En plus des auteurs invités, chaque numéro de Catastrophes comportait un dossier thématique, incluant une ou plusieurs cartes blanches, ainsi que trois rubriques pour lesquelles nous tournions, Laurent, Guillaume et moi : l’édito (présentant les enjeux généraux liés au thème du numéro), le Sentier critique (consistant en un compte rendu de plusieurs ouvrages en lien avec le dossier) et le Corps à corps (impliquant une sorte de dialogue problématique avec une œuvre de la tradition). Ces trois modalités d’intervention, la première plus théorique, la dernière plus pratique, ont joué pour nous le rôle de véritable laboratoire, et nous ont poussés à appréhender à des hauteurs variées et selon des angles toujours différents une cinquantaine d’objets, de tous ordres : la fin du vers libre (n°40), l’anarchie (n°47), le rapport aux images (n°32), Dante (n°30), les « objectivistes » (n°25), le cinéma (n°24), le rite (n°45), l’exil (n°31), les hétéronymes (n°39), Sexton et Plath (n°34), Pierre Alferi (n°42), l’avant-garde (n°48), etc. Autrement dit, Catastrophes nous a permis (nous a poussés) à étendre considérablement notre compréhension de la poésie — et pour ce qui me concerne, tous les essais que j’ai écrit depuis 2019 contiennent au moins un chapitre (et souvent bien davantage) dont le premier état se trouve en ligne sous la forme d’un édito, d’un sentier critique ou d’un corps à corps — jusqu’au point où nous avons eu le sentiment d’avoir fait le tour.

 

Catastrophes n° 50

 

 

Épuisement

 

On comprend en effet aisément qu’après 50 numéros, nous avons eu le sentiment d’avoir en quelque sorte « épuisé » notre objet, en tout cas pour ce qui concerne les modalités à travers lesquelles on essayait de le saisir.
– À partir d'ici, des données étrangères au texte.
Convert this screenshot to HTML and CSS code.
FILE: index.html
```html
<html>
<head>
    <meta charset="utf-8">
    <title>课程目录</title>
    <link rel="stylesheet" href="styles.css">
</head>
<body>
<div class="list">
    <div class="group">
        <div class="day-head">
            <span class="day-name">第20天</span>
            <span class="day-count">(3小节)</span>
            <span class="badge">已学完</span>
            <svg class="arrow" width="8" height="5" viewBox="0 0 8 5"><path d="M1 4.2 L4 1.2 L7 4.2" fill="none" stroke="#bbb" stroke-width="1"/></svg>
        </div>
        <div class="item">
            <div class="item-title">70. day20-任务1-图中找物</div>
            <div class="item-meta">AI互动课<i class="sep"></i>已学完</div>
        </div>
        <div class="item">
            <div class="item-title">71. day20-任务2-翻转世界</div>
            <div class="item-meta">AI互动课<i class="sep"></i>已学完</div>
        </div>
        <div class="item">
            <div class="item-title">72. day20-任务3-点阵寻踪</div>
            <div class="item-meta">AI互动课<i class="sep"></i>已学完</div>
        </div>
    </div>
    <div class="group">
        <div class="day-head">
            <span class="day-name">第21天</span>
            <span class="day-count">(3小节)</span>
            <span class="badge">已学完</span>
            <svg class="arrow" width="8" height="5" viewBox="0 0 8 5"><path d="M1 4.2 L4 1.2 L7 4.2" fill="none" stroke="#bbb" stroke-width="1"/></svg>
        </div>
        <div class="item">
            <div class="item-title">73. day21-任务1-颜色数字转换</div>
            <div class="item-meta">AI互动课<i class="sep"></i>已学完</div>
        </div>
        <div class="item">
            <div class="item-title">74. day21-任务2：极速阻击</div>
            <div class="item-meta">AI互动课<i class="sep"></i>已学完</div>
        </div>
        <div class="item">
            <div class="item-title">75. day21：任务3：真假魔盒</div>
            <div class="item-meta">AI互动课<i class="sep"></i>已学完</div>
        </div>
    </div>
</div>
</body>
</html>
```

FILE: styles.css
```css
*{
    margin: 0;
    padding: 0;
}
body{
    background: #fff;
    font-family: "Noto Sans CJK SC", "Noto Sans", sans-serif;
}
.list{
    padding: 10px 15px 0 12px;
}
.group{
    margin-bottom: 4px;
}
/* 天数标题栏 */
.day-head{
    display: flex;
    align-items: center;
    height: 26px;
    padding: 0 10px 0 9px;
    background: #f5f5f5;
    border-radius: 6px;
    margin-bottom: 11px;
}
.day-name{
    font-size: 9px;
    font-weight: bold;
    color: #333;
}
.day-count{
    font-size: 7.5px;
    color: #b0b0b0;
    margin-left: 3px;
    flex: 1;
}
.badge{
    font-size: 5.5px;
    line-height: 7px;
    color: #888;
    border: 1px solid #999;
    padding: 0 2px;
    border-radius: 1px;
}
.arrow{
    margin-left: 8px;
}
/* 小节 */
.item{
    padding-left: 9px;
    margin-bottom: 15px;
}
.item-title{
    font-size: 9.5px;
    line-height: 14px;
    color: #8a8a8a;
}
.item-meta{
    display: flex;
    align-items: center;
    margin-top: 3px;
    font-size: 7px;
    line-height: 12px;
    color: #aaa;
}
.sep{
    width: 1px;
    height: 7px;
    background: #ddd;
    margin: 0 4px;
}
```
De même qu’on avait le sentiment d’avoir « épuisé » notre génération, et d’avoir publié tous les auteurs français qui, à notre connaissance du moins (mais que les autres ne se sont-ils pas fait connaître !), étaient à la tête ou au commencement d’une œuvre qui nous semblait intéressante, et parfois, importante. Ce double-épuisement s’est fait d’autant mieux sentir qu’après quinze ans à l’étranger je suis pour ma part rentré à Paris, où je prends un plaisir naïf à m’abandonner de nouveau au charme de ce que j’ai appelé plus haut « l’illusion capitale » : Paris, avec ses librairies, ses théâtres, ses salles de concert, ses cinémas d’art et d’essais, ses bibliothèques ; avec la Sorbonne, l’EHESS, l’ENS ; Paris, où l’on peut avoir la chance de croiser des poètes, des universitaires, des revuistes et même parfois des membres d’Ent’revues qui vous passent commande d’un texte, peut faire croire au petit poète qui s’était habitué à l’absurdité de son art et à l’insignifiance de sa personne que le monde de l’esprit est partagé, qu’il est important, qu’il existe — qu’il est là ! C’est Paris ! Paris, le corps inorganique de l’esprit réalisé !

 

Qu’il ne s’y croie pas trop, le petit poète ! La réalité saura bien le rattraper. En attendant, permettez-lui de préciser que les lignes ci-dessus ne sont qu’un aperçu sommaire, aussi subjectif qu’allusif ; et qu’il y aurait beaucoup d’autres choses à dire, autant sur les enjeux auxquels la revue répondait que sur son mode de fonctionnement ou les raisons de son arrêt ; mais le n°5 de Catastrophes papier (Le Corridor bleu, 2026) essaie justement de s’en charger puisqu’il comprend un article de 100 000 (autant qu’il ne faut d’individus en ville pour débusquer un poète) signes intitulé « Addendum calamitatum ». Je me permets d’y renvoyer, tout en réservant cette ultime ligne pour remercier André Chabin de son invitation.